#### Set exercise
Repeat all of the material below exactly as written, images excluded.
[start of Information supplied]
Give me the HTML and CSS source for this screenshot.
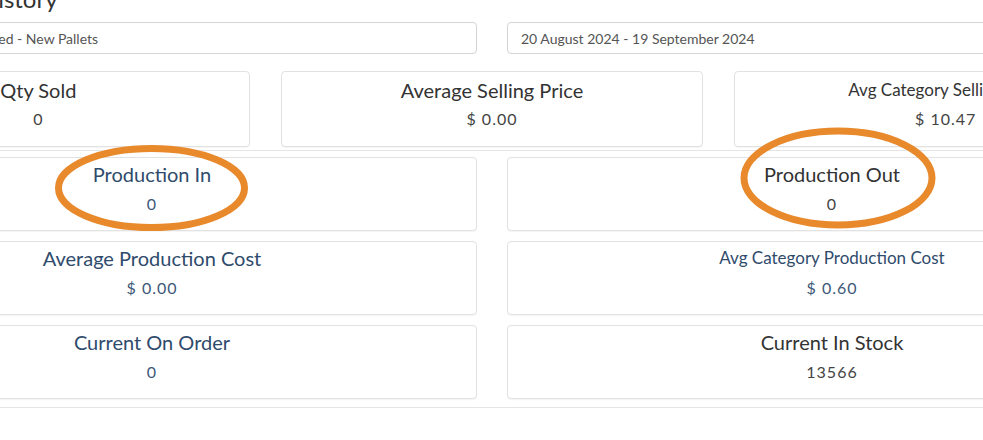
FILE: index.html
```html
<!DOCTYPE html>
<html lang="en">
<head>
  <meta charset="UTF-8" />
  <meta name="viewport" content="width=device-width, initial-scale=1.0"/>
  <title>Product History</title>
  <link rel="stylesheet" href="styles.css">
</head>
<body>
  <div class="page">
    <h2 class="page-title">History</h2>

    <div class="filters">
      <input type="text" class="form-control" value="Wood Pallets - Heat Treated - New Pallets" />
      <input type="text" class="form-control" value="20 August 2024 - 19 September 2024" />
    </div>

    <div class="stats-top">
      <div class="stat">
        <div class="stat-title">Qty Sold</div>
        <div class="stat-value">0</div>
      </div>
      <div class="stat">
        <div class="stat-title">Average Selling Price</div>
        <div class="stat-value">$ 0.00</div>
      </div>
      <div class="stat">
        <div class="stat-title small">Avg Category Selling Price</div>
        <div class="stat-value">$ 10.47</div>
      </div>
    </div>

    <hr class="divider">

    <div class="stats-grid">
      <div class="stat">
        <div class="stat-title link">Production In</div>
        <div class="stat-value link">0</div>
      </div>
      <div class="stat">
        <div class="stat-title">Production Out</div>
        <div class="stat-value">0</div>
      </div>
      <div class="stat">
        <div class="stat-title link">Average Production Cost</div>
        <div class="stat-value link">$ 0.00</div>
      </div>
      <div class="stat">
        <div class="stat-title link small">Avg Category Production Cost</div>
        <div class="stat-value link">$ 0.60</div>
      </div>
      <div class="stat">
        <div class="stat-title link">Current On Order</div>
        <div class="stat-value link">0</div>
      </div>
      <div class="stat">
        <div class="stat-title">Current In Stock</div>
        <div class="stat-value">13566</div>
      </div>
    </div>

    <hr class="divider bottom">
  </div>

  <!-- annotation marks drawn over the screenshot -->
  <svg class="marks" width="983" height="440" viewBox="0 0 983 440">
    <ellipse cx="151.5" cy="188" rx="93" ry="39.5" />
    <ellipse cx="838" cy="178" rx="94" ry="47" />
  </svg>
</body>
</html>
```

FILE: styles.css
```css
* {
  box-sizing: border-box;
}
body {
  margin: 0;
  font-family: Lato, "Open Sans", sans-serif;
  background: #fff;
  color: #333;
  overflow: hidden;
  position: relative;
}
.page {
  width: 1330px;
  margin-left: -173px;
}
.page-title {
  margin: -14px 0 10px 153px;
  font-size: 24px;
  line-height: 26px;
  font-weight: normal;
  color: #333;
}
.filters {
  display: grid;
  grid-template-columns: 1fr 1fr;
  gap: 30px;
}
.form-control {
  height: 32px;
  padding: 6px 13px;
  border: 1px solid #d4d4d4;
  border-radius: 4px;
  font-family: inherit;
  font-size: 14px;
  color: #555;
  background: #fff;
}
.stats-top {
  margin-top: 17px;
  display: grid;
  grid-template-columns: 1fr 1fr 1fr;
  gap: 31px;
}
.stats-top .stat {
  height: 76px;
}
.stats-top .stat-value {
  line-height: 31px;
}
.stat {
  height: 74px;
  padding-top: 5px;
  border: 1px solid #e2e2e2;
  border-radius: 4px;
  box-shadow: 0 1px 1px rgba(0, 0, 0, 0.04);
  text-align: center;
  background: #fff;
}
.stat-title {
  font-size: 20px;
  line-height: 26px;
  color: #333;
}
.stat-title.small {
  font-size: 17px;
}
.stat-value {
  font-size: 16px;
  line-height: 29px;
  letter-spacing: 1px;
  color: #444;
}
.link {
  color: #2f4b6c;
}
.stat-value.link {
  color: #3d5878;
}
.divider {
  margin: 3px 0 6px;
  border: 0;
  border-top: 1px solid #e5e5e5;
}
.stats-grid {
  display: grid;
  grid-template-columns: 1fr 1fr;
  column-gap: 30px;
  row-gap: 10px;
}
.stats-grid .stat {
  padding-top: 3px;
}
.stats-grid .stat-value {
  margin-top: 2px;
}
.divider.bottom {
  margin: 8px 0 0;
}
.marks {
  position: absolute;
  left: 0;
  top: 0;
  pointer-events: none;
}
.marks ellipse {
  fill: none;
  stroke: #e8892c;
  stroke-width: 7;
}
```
[end of Information supplied]
#### Written response
Give me the HTML and CSS source for this screenshot.
FILE: index.html
```html
<!DOCTYPE html>
<html lang="en">
<head>
  <meta charset="UTF-8" />
  <meta name="viewport" content="width=device-width, initial-scale=1.0"/>
  <title>Product History</title>
  <link rel="stylesheet" href="styles.css">
</head>
<body>
  <div class="page">
    <h2 class="page-title">History</h2>

    <div class="filters">
      <input type="text" class="form-control" value="Wood Pallets - Heat Treated - New Pallets" />
      <input type="text" class="form-control" value="20 August 2024 - 19 September 2024" />
    </div>

    <div class="stats-top">
      <div class="stat">
        <div class="stat-title">Qty Sold</div>
        <div class="stat-value">0</div>
      </div>
      <div class="stat">
        <div class="stat-title">Average Selling Price</div>
        <div class="stat-value">$ 0.00</div>
      </div>
      <div class="stat">
        <div class="stat-title small">Avg Category Selling Price</div>
        <div class="stat-value">$ 10.47</div>
      </div>
    </div>

    <hr class="divider">

    <div class="stats-grid">
      <div class="stat">
        <div class="stat-title link">Production In</div>
        <div class="stat-value link">0</div>
      </div>
      <div class="stat">
        <div class="stat-title">Production Out</div>
        <div class="stat-value">0</div>
      </div>
      <div class="stat">
        <div class="stat-title link">Average Production Cost</div>
        <div class="stat-value link">$ 0.00</div>
      </div>
      <div class="stat">
        <div class="stat-title link small">Avg Category Production Cost</div>
        <div class="stat-value link">$ 0.60</div>
      </div>
      <div class="stat">
        <div class="stat-title link">Current On Order</div>
        <div class="stat-value link">0</div>
      </div>
      <div class="stat">
        <div class="stat-title">Current In Stock</div>
        <div class="stat-value">13566</div>
      </div>
    </div>

    <hr class="divider bottom">
  </div>

  <!-- annotation marks drawn over the screenshot -->
  <svg class="marks" width="983" height="440" viewBox="0 0 983 440">
    <ellipse cx="151.5" cy="188" rx="93" ry="39.5" />
    <ellipse cx="838" cy="178" rx="94" ry="47" />
  </svg>
</body>
</html>
```

FILE: styles.css
```css
* {
  box-sizing: border-box;
}
body {
  margin: 0;
  font-family: Lato, "Open Sans", sans-serif;
  background: #fff;
  color: #333;
  overflow: hidden;
  position: relative;
}
.page {
  width: 1330px;
  margin-left: -173px;
}
.page-title {
  margin: -14px 0 10px 153px;
  font-size: 24px;
  line-height: 26px;
  font-weight: normal;
  color: #333;
}
.filters {
  display: grid;
  grid-template-columns: 1fr 1fr;
  gap: 30px;
}
.form-control {
  height: 32px;
  padding: 6px 13px;
  border: 1px solid #d4d4d4;
  border-radius: 4px;
  font-family: inherit;
  font-size: 14px;
  color: #555;
  background: #fff;
}
.stats-top {
  margin-top: 17px;
  display: grid;
  grid-template-columns: 1fr 1fr 1fr;
  gap: 31px;
}
.stats-top .stat {
  height: 76px;
}
.stats-top .stat-value {
  line-height: 31px;
}
.stat {
  height: 74px;
  padding-top: 5px;
  border: 1px solid #e2e2e2;
  border-radius: 4px;
  box-shadow: 0 1px 1px rgba(0, 0, 0, 0.04);
  text-align: center;
  background: #fff;
}
.stat-title {
  font-size: 20px;
  line-height: 26px;
  color: #333;
}
.stat-title.small {
  font-size: 17px;
}
.stat-value {
  font-size: 16px;
  line-height: 29px;
  letter-spacing: 1px;
  color: #444;
}
.link {
  color: #2f4b6c;
}
.stat-value.link {
  color: #3d5878;
}
.divider {
  margin: 3px 0 6px;
  border: 0;
  border-top: 1px solid #e5e5e5;
}
.stats-grid {
  display: grid;
  grid-template-columns: 1fr 1fr;
  column-gap: 30px;
  row-gap: 10px;
}
.stats-grid .stat {
  padding-top: 3px;
}
.stats-grid .stat-value {
  margin-top: 2px;
}
.divider.bottom {
  margin: 8px 0 0;
}
.marks {
  position: absolute;
  left: 0;
  top: 0;
  pointer-events: none;
}
.marks ellipse {
  fill: none;
  stroke: #e8892c;
  stroke-width: 7;
}
```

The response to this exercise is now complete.